Удивителен и тот факт, что после того шведского занятия ко мне подошел мой сокурсник – лютеранский пастор, который высказал восторг по поводу того, что я простая русская девушка сказала такие неожиданно важные мысли. Он даже, шокировав меня тем, поцеловал мне руку. Из всех присутствовавших на том уроке только у нас вдвоем оказались общие топы и приоритеты в системе ценностей именно потому, что нас с ним связывал текст Библии.

Итак, каждая культура имеет свой генетический аксиологический код, который не лучше и не хуже других – он просто иной, отличный. Риторика учит, что, во-первых, невежественно оценивать одну культуру мерками другой, во-вторых, понять другого можно только изучая его топосы, зашифрованные в культурном наследии. Именно эту цель, как мне представляется, и решает добрая традиция проводить симметричные года культуры в странах нашего многоликого мира.
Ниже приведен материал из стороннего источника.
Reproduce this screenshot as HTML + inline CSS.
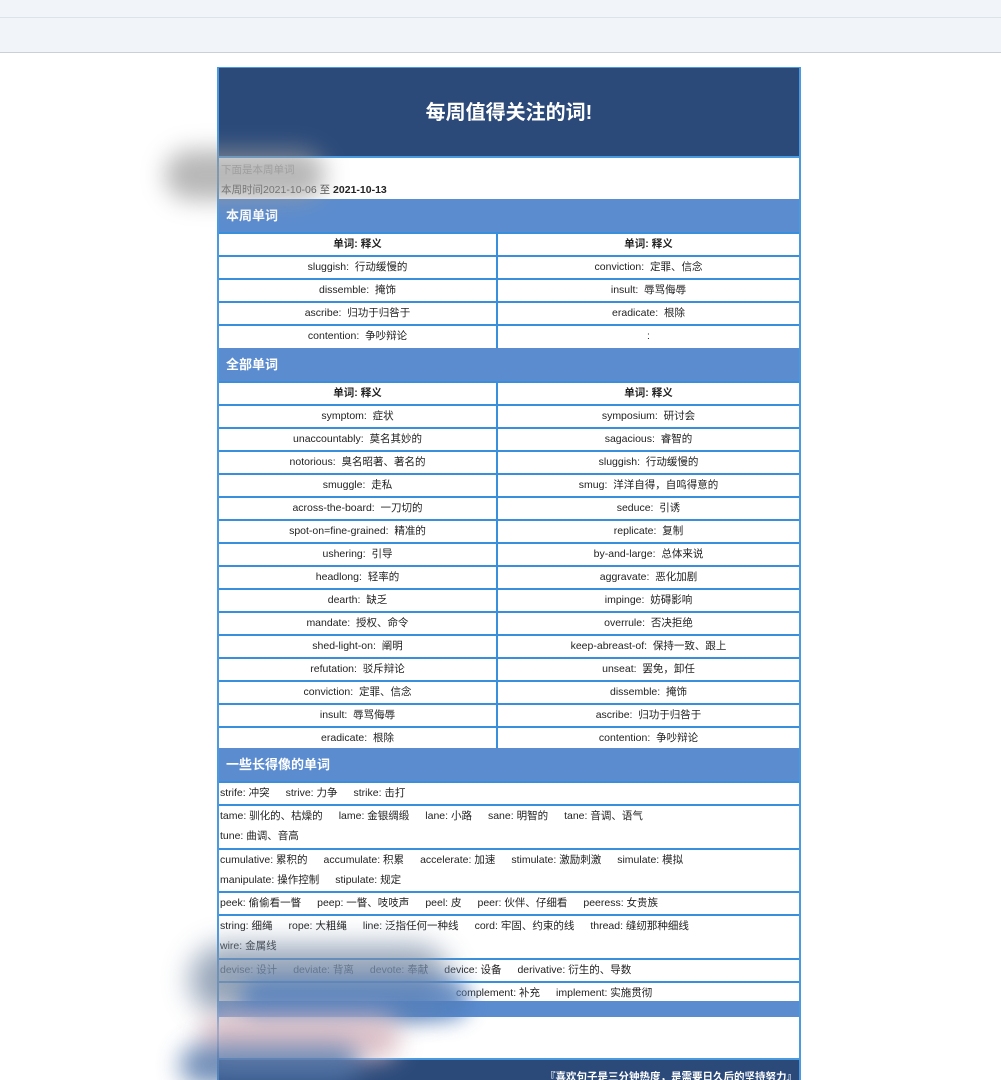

*О приемах навязывания оценок через соседство не связанных текстов написано довольно много, например: Данилова А.А. Манипулирование словом в средствах массовой информации, М, 2009; Рока Й. Типология стиля текстов массовой информации (на материале советской, венгерской, английской, американской и французской газет): Дисс. … канд. филол. наук. М.: МГУ имени М.В. Ломоносова, 1977.